(ASI) Per anni si è discusso sull’ammissibilità del risarcimento chiesto dai familiari delle vittime di incidenti sulla strada, sul lavoro o per responsabilità medica. Come abbiamo accennato nei precedenti articoli dedicati al medesimo argomento, le principali difficoltà nascevano dal fatto che chi chiedeva il risarcimento non aveva subito direttamente l’infortunio o l’errore medico.
Abbiamo visto come la giurisprudenza e la dottrina, sotto la pressione del foro, sono riusciti a far entrare i parenti del danneggiato nel novero di coloro che subiscono direttamente le conseguenze nefaste dei fatti illeciti e degli inadempimenti.
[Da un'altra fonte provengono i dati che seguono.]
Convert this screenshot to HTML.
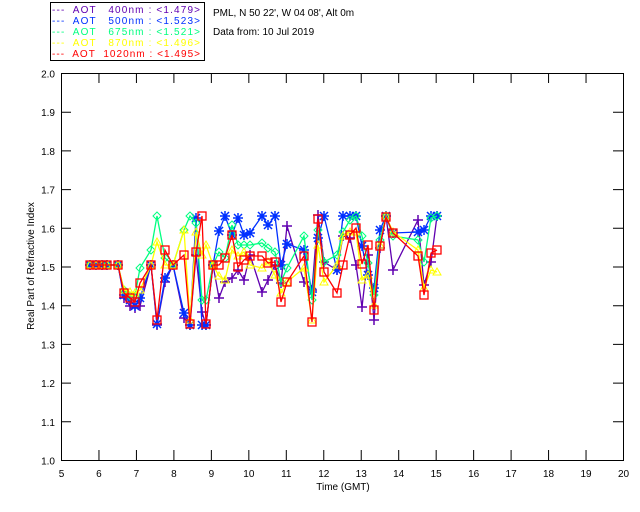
<!DOCTYPE html><html><head><style>body{margin:0;background:#fff}svg{display:block}text{font-family:"Liberation Sans",sans-serif;font-size:10px;white-space:pre}</style></head><body>
<svg id="s" width="640" height="512" xmlns="http://www.w3.org/2000/svg" xml:space="preserve">
<rect x="0" y="0" width="640" height="512" fill="#fff"/>
<rect x="50.5" y="2.5" width="154" height="58" fill="none" stroke="#000"/>
<g font-size="11">
<text x="52" y="13" fill="#6000b0" textLength="148" lengthAdjust="spacing">---  AOT   400nm : &lt;1.479&gt;</text>
<text x="52" y="24" fill="#0030ff" textLength="148" lengthAdjust="spacing">---  AOT   500nm : &lt;1.523&gt;</text>
<text x="52" y="35" fill="#00ff80" textLength="148" lengthAdjust="spacing">---  AOT   675nm : &lt;1.521&gt;</text>
<text x="52" y="46" fill="#ffff00" textLength="148" lengthAdjust="spacing">---  AOT   870nm : &lt;1.496&gt;</text>
<text x="52" y="57" fill="#ff0000" textLength="148" lengthAdjust="spacing">---  AOT  1020nm : &lt;1.495&gt;</text>
</g>
<g font-size="10">
<text x="213" y="16" fill="#000">PML, N 50 22', W 04 08', Alt 0m</text>
<text x="213" y="35" fill="#000">Data from: 10 Jul 2019</text>
<text x="343" y="490" text-anchor="middle">Time (GMT)</text>
<text transform="translate(34,266) rotate(-90)" text-anchor="middle">Real Part of Refractive Index</text>
</g>
<rect x="61.5" y="73.5" width="562" height="387" fill="none" stroke="#000"/>
<g id="ax" stroke="#000" fill="none"></g><g id="lb"></g><g id="d"></g>
</svg>
<script>
var ns="http://www.w3.org/2000/svg",ax=document.getElementById('ax'),lb=document.getElementById('lb'),d=document.getElementById('d');
function el(t,a,p){var e=document.createElementNS(ns,t);for(var k in a)e.setAttribute(k,a[k]);p.appendChild(e);return e}
var P='';
for(var h=5;h<=20;h++){var x=61.5+(h-5)*562/15;P+='M'+x+' 460V450M'+x+' 73V83';var t=el('text',{x:x,y:477,'text-anchor':'middle'},lb);t.textContent=h;}
for(var i=0;i<=10;i++){var y=460.5-i*38.7;P+='M61 '+y+'H71M623 '+y+'H613';var t=el('text',{x:55,y:y+4,'text-anchor':'end'},lb);t.textContent=(1+i/10).toFixed(1);}
el('path',{d:P},ax);
var X=[90,96,102,107,118,124,130,135,140,151,157,165,173,184,190,196,202,206,213,219,225,232,238,244,250,262,268,275,281,287,304,312,318,324,337,343,350,356,362,368,374,380,386,393,418,424,431,437];
var H=[265,265,265,265,265];
var S={
pu:{c:'#6000b0',y:H.concat([298,306,308,306,265,325,282,265,318,325,255,312,325,265,298,282,278,270,280,255,292,280,265,283,226,282,290,215,262,270,236,238,265,307,255,320,248,216,270,220,285,262,216])},
bl:{c:'#0030ff',y:H.concat([295,300,306,298,265,324,278,265,313,325,218,325,325,265,231,216,235,218,235,233,216,225,216,265,244,250,292,238,216,270,216,216,216,246,275,288,230,216,233,232,230,216,216])},
gr:{c:'#00ff80',y:H.concat([290,296,296,268,250,216,258,265,230,216,223,300,300,265,252,258,225,245,245,245,243,248,252,282,268,236,300,230,262,255,232,220,216,236,263,295,240,216,236,240,262,218,216])},
ye:{c:'#ffff00',y:H.concat([290,292,293,290,265,242,265,265,230,320,232,255,245,265,276,280,250,256,252,265,268,262,275,293,282,268,320,245,282,265,236,232,232,280,275,305,245,216,232,250,288,270,272])},
re:{c:'#ff0000',y:H.concat([293,298,302,283,265,320,250,265,255,324,252,216,324,265,265,258,235,267,260,256,256,263,262,302,282,256,322,219,272,293,265,235,228,264,245,310,246,217,233,256,295,253,250])}};
['pu','bl','gr','ye','re'].forEach(function(k){var s=S[k],pts=X.map(function(x,i){return x+','+s.y[i]}).join(' ');
el('polyline',{points:pts,fill:'none',stroke:s.c,'stroke-width':1.3},d);
X.forEach(function(x,i){var y=s.y[i],a={fill:'none',stroke:s.c};
if(k=='re')el('rect',Object.assign(a,{x:x-4,y:y-4,width:8,height:8,'stroke-width':1.3}),d);
else if(k=='ye')el('path',Object.assign(a,{d:'M'+x+' '+(y-4)+'L'+(x+4)+' '+(y+3)+'L'+(x-4)+' '+(y+3)+'Z'}),d);
else if(k=='gr')el('path',Object.assign(a,{d:'M'+x+' '+(y-4)+'L'+(x+4)+' '+y+'L'+x+' '+(y+4)+'L'+(x-4)+' '+y+'Z'}),d);
else if(k=='bl')el('path',Object.assign(a,{d:'M'+(x-5)+' '+y+'H'+(x+5)+'M'+x+' '+(y-5)+'V'+(y+5)+'M'+(x-4)+' '+(y-4)+'L'+(x+4)+' '+(y+4)+'M'+(x+4)+' '+(y-4)+'L'+(x-4)+' '+(y+4),'stroke-width':1.5}),d);
else el('path',Object.assign(a,{d:'M'+(x-5)+' '+y+'H'+(x+5)+'M'+x+' '+(y-5)+'V'+(y+5),'stroke-width':1.5}),d);});});
</script></body></html>
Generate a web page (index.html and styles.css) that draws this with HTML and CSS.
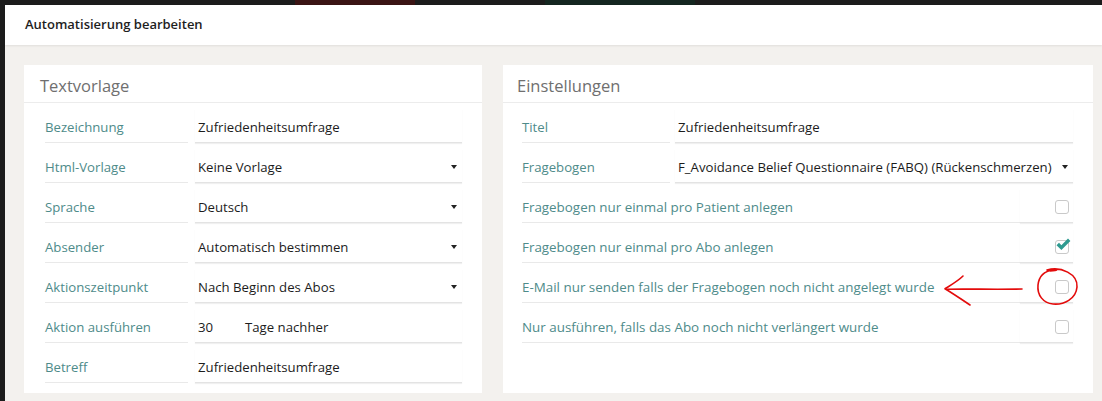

Oggi ci concentriamo su di un problema che ha impegnato gli interpreti per anni e che si avvia a certa soluzione grazie all’impegno ed alla dedizione di tutti gli operatori della giustizia. Quid iuris quando un danno è stato provocato per inadempimento contrattuale relativamente ai familiari qualificati della vittima? Come si fa a superare lo sbarramento dell’art. 1372 del codice civile che sancisce l’efficacia del contratto solo tra le parti? Le domande non si prestavano a risposte semplici e veloci. Gli esegeti tentarono, all’inizio del percorso, soluzione acrobatiche con cui provavano ad ammettere questo tipo di risarcimento. Utilizzarono, per questo scopo, la figura del “contatto sociale”. Si diceva, anche se il paziente e la struttura non hanno stipulato un vero e proprio contratto, lo stesso è indubbiamente in atto, valido ed efficace, in quanto la struttura esiste proprio per curare le persone che le si rivolgono. Ma questa interpretazione non legittimava, essa stessa, la potestà dei congiunti a chiedere il risarcimento, perché essi non erano parte del contratto. Allora si ricorse agli effetti protettivi nei confronti dei terzi. Il discorso era il seguente. È vero che i parenti non sono parti del contratto, ma in questo è ìnsito la tutela dei terzi familiari, come nel caso della gestante che cura se stessa ed il bambino che porta in grembo, anche se quest’ultimo non ha stipulato nessun contratto.
Erano, queste, soluzioni un po’ arzigogolate che mettevano in difficoltà gli operatori e non davano certezza sulle azioni giuridiche da impostare per ottenere gli indennizzi. Tutto questo fino al giorno in cui la Cassazione, prendendo spunto da un analogo percorso giurisprudenziale, che aveva visto rinascere l’utilizzo dell’art. 2059 del codice civile, non pervenne ad una soluzione costituzionalmente orientata. Gli Ermellini, saggiamente, prendono le mosse dal dato letterale dell’art. 1372 codice civile, nella parte terminale in cui dice ”…nei casi previsti dalla legge”. L’articolo in questione aveva, sino ad allora, attirato gli sguardi, fuorviando gli interpreti, solo nella parte in cui vietava l’estensione degli effetti a chi non era parte del contratto stipulato. Ora i giudici si concentrano nella porzione in cui si declamano aperture agli effetti contrattuali a chi non ha preso parte alla stipula, solo nei casi previsti dalla legge. Ci si accorge che vi è la possibilità di uscire fuori dai rigidi confini degli stipulanti se la legge lo preveda. E quale migliore legge, se non la Costituzione, per fondare una nuova interpretazione risarcitoria. Utilizzando questo canale innovativo la Cassazione consente ai familiari delle persone uccise o gravemente lesionate da eventi imputabili ad inadempimento contrattuale, la tutela risarcitoria. Essi possono chiedere ristoro a figure come il medico, il datore di lavoro, un contraente del proprio congiunto che, violando gli obblighi contrattuali, hanno causato un grave danno. Pur non essendo loro stessi contraenti, gli viene riconosciuta la possibilità, a partire dalla Costituzione, di chiedere il risarcimento dei danni che hanno risentito direttamente.